In the programmes for this year’s Ulster Championship, counties have been able to list their full squads beyond the match-day 26.
The two smallest squads in terms of numbers are those of Derry (30) and Monaghan (29).
Armagh’s total of 45 players sits at the upper end. For the game two weeks ago, Tyrone – in spite of the defections – listed 40.
The All-Ireland champions’ troubles this spring are evidence that winning can create as many problems as it solves.
Monaghan haven’t added the Ulster titles they might have to 2013 and ’15, but their unbroken spell in Division One and the knowledge that historic days have and could be part of any given summer makes the retention easier.
No county in Ireland has managed their playing resources better.
In Derry, the penny would be spent canvassing any regrets on the part of Ciaran McFaul, Jack Doherty, Shane Heavron and a few others that bolted just in advance of the championship.
For Heavron and Doherty, though, they were probably living the other side of the coin. Just 24 players have had any championship game time for Derry under Gallagher – fewer than the 27 Seamus McEnaney has used in the same time period, albeit in five games as opposed to three.

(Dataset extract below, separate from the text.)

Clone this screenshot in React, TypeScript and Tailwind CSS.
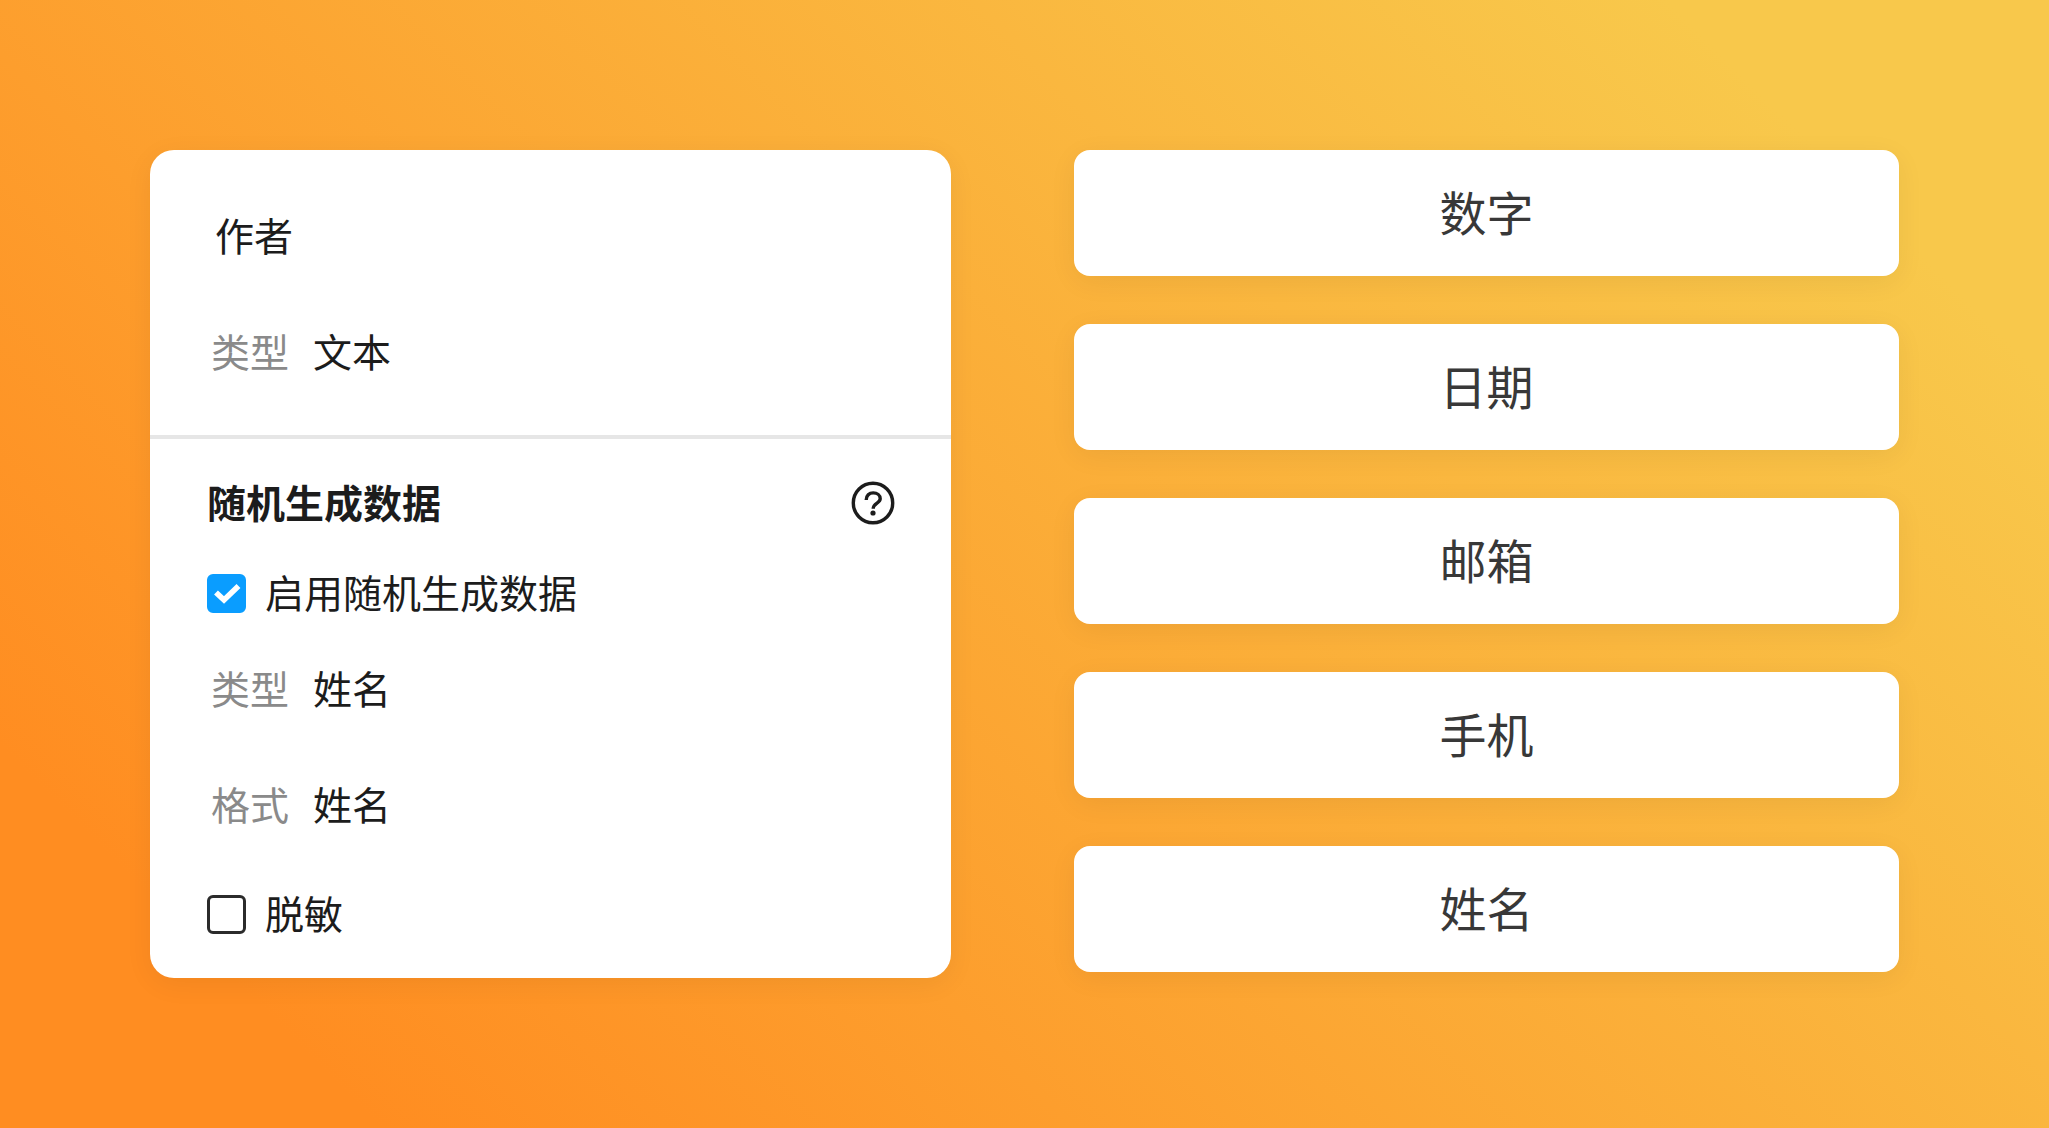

Jack Doherty had been on the panel for the first two years but didn’t get any time on the field in championship. Heavron had joined up this year after continued good club form but got just two late sub appearances in the National League and left again.
Yet the left-field introductions of Shea Downey and Niall Toner to the team in Omagh will have done no harm for morale beyond the first 15.
With club football up and going, America calling for some, opportunity has to keep knocking for those around the edges.
Temptations will have been sated in a big way by the win in Omagh. It was a statement win that the Oak Leaf camp felt had been coming after near misses against Armagh and Donegal.
That any half-baked Derry fan could sit this morning and name you at the very least 13 of the starting 15, if not the whole team, for the Athletic Grounds is a subtle sign of exactly why they’re back in an Ulster semi-final for the first time in seven years.